#### Problem to solve:
Quote every line as given.

#### Data section:
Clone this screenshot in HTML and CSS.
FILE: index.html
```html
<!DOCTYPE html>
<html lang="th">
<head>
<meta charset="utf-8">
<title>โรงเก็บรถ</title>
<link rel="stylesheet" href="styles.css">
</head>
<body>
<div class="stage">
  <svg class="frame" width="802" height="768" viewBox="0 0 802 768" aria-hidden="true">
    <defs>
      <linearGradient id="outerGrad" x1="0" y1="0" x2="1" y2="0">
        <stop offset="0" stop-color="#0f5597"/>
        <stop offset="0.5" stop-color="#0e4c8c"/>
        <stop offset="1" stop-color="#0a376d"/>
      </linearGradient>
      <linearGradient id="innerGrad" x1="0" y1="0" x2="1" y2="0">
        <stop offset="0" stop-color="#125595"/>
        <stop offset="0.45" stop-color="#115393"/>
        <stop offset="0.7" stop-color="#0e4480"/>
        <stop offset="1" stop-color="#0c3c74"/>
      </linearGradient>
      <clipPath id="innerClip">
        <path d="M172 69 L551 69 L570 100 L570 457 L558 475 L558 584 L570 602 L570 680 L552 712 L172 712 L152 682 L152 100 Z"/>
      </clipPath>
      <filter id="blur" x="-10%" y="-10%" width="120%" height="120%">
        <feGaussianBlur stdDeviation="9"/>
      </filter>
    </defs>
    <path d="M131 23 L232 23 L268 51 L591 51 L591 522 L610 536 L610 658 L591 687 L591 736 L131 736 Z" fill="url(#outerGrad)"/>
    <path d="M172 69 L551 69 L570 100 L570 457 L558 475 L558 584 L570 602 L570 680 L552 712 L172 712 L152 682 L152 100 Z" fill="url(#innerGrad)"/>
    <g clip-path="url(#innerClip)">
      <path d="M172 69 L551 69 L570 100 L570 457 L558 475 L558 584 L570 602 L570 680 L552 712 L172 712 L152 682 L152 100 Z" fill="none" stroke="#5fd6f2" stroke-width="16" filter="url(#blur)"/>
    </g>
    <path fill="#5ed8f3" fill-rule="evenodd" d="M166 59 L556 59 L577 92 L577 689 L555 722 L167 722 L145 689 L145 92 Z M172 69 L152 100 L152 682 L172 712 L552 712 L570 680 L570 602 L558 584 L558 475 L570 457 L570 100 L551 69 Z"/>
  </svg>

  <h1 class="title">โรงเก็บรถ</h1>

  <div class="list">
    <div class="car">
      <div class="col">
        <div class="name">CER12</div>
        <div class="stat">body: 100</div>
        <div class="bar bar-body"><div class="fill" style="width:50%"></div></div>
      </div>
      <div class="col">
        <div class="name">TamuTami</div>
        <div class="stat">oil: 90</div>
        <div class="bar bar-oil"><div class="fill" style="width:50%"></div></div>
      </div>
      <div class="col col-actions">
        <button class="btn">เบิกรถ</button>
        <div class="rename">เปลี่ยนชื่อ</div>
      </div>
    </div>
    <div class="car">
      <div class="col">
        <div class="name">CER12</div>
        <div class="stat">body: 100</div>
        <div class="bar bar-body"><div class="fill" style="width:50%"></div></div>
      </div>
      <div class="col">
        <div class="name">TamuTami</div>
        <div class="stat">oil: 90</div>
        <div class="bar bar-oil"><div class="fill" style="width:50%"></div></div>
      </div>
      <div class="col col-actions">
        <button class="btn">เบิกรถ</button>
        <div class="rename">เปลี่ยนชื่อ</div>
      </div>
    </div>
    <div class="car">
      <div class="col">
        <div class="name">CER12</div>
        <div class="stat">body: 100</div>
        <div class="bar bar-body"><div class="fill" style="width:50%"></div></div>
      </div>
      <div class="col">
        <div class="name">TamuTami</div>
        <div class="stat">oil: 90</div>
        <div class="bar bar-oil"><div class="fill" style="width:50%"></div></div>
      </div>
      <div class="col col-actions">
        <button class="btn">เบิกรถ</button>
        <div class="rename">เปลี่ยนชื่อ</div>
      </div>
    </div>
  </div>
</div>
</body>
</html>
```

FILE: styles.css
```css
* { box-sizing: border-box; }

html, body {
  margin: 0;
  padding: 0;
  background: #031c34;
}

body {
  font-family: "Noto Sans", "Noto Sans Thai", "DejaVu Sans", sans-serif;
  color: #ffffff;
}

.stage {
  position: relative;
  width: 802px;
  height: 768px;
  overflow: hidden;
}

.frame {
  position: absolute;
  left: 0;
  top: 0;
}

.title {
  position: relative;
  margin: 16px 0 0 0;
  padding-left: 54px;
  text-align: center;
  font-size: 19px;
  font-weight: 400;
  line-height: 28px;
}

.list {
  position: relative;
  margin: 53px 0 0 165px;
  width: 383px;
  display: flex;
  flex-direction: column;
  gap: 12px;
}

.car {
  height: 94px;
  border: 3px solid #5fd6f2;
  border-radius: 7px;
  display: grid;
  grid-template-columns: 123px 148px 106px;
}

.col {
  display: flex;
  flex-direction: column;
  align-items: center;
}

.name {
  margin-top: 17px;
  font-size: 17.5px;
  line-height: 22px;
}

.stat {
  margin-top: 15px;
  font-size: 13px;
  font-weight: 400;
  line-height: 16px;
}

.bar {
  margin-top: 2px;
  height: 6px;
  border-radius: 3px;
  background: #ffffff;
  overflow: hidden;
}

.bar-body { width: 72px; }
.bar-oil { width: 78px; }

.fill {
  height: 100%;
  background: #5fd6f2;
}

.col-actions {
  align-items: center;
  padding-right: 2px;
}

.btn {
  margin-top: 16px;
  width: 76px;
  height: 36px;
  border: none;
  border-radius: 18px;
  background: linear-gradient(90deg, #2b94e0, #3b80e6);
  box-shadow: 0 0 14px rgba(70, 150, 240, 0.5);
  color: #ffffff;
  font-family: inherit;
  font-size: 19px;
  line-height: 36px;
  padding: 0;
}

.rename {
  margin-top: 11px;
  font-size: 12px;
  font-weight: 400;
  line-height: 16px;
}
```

#### Completed exercise:
Clone this screenshot in HTML and CSS.
FILE: index.html
```html
<!DOCTYPE html>
<html lang="th">
<head>
<meta charset="utf-8">
<title>โรงเก็บรถ</title>
<link rel="stylesheet" href="styles.css">
</head>
<body>
<div class="stage">
  <svg class="frame" width="802" height="768" viewBox="0 0 802 768" aria-hidden="true">
    <defs>
      <linearGradient id="outerGrad" x1="0" y1="0" x2="1" y2="0">
        <stop offset="0" stop-color="#0f5597"/>
        <stop offset="0.5" stop-color="#0e4c8c"/>
        <stop offset="1" stop-color="#0a376d"/>
      </linearGradient>
      <linearGradient id="innerGrad" x1="0" y1="0" x2="1" y2="0">
        <stop offset="0" stop-color="#125595"/>
        <stop offset="0.45" stop-color="#115393"/>
        <stop offset="0.7" stop-color="#0e4480"/>
        <stop offset="1" stop-color="#0c3c74"/>
      </linearGradient>
      <clipPath id="innerClip">
        <path d="M172 69 L551 69 L570 100 L570 457 L558 475 L558 584 L570 602 L570 680 L552 712 L172 712 L152 682 L152 100 Z"/>
      </clipPath>
      <filter id="blur" x="-10%" y="-10%" width="120%" height="120%">
        <feGaussianBlur stdDeviation="9"/>
      </filter>
    </defs>
    <path d="M131 23 L232 23 L268 51 L591 51 L591 522 L610 536 L610 658 L591 687 L591 736 L131 736 Z" fill="url(#outerGrad)"/>
    <path d="M172 69 L551 69 L570 100 L570 457 L558 475 L558 584 L570 602 L570 680 L552 712 L172 712 L152 682 L152 100 Z" fill="url(#innerGrad)"/>
    <g clip-path="url(#innerClip)">
      <path d="M172 69 L551 69 L570 100 L570 457 L558 475 L558 584 L570 602 L570 680 L552 712 L172 712 L152 682 L152 100 Z" fill="none" stroke="#5fd6f2" stroke-width="16" filter="url(#blur)"/>
    </g>
    <path fill="#5ed8f3" fill-rule="evenodd" d="M166 59 L556 59 L577 92 L577 689 L555 722 L167 722 L145 689 L145 92 Z M172 69 L152 100 L152 682 L172 712 L552 712 L570 680 L570 602 L558 584 L558 475 L570 457 L570 100 L551 69 Z"/>
  </svg>

  <h1 class="title">โรงเก็บรถ</h1>

  <div class="list">
    <div class="car">
      <div class="col">
        <div class="name">CER12</div>
        <div class="stat">body: 100</div>
        <div class="bar bar-body"><div class="fill" style="width:50%"></div></div>
      </div>
      <div class="col">
        <div class="name">TamuTami</div>
        <div class="stat">oil: 90</div>
        <div class="bar bar-oil"><div class="fill" style="width:50%"></div></div>
      </div>
      <div class="col col-actions">
        <button class="btn">เบิกรถ</button>
        <div class="rename">เปลี่ยนชื่อ</div>
      </div>
    </div>
    <div class="car">
      <div class="col">
        <div class="name">CER12</div>
        <div class="stat">body: 100</div>
        <div class="bar bar-body"><div class="fill" style="width:50%"></div></div>
      </div>
      <div class="col">
        <div class="name">TamuTami</div>
        <div class="stat">oil: 90</div>
        <div class="bar bar-oil"><div class="fill" style="width:50%"></div></div>
      </div>
      <div class="col col-actions">
        <button class="btn">เบิกรถ</button>
        <div class="rename">เปลี่ยนชื่อ</div>
      </div>
    </div>
    <div class="car">
      <div class="col">
        <div class="name">CER12</div>
        <div class="stat">body: 100</div>
        <div class="bar bar-body"><div class="fill" style="width:50%"></div></div>
      </div>
      <div class="col">
        <div class="name">TamuTami</div>
        <div class="stat">oil: 90</div>
        <div class="bar bar-oil"><div class="fill" style="width:50%"></div></div>
      </div>
      <div class="col col-actions">
        <button class="btn">เบิกรถ</button>
        <div class="rename">เปลี่ยนชื่อ</div>
      </div>
    </div>
  </div>
</div>
</body>
</html>
```

FILE: styles.css
```css
* { box-sizing: border-box; }

html, body {
  margin: 0;
  padding: 0;
  background: #031c34;
}

body {
  font-family: "Noto Sans", "Noto Sans Thai", "DejaVu Sans", sans-serif;
  color: #ffffff;
}

.stage {
  position: relative;
  width: 802px;
  height: 768px;
  overflow: hidden;
}

.frame {
  position: absolute;
  left: 0;
  top: 0;
}

.title {
  position: relative;
  margin: 16px 0 0 0;
  padding-left: 54px;
  text-align: center;
  font-size: 19px;
  font-weight: 400;
  line-height: 28px;
}

.list {
  position: relative;
  margin: 53px 0 0 165px;
  width: 383px;
  display: flex;
  flex-direction: column;
  gap: 12px;
}

.car {
  height: 94px;
  border: 3px solid #5fd6f2;
  border-radius: 7px;
  display: grid;
  grid-template-columns: 123px 148px 106px;
}

.col {
  display: flex;
  flex-direction: column;
  align-items: center;
}

.name {
  margin-top: 17px;
  font-size: 17.5px;
  line-height: 22px;
}

.stat {
  margin-top: 15px;
  font-size: 13px;
  font-weight: 400;
  line-height: 16px;
}

.bar {
  margin-top: 2px;
  height: 6px;
  border-radius: 3px;
  background: #ffffff;
  overflow: hidden;
}

.bar-body { width: 72px; }
.bar-oil { width: 78px; }

.fill {
  height: 100%;
  background: #5fd6f2;
}

.col-actions {
  align-items: center;
  padding-right: 2px;
}

.btn {
  margin-top: 16px;
  width: 76px;
  height: 36px;
  border: none;
  border-radius: 18px;
  background: linear-gradient(90deg, #2b94e0, #3b80e6);
  box-shadow: 0 0 14px rgba(70, 150, 240, 0.5);
  color: #ffffff;
  font-family: inherit;
  font-size: 19px;
  line-height: 36px;
  padding: 0;
}

.rename {
  margin-top: 11px;
  font-size: 12px;
  font-weight: 400;
  line-height: 16px;
}
```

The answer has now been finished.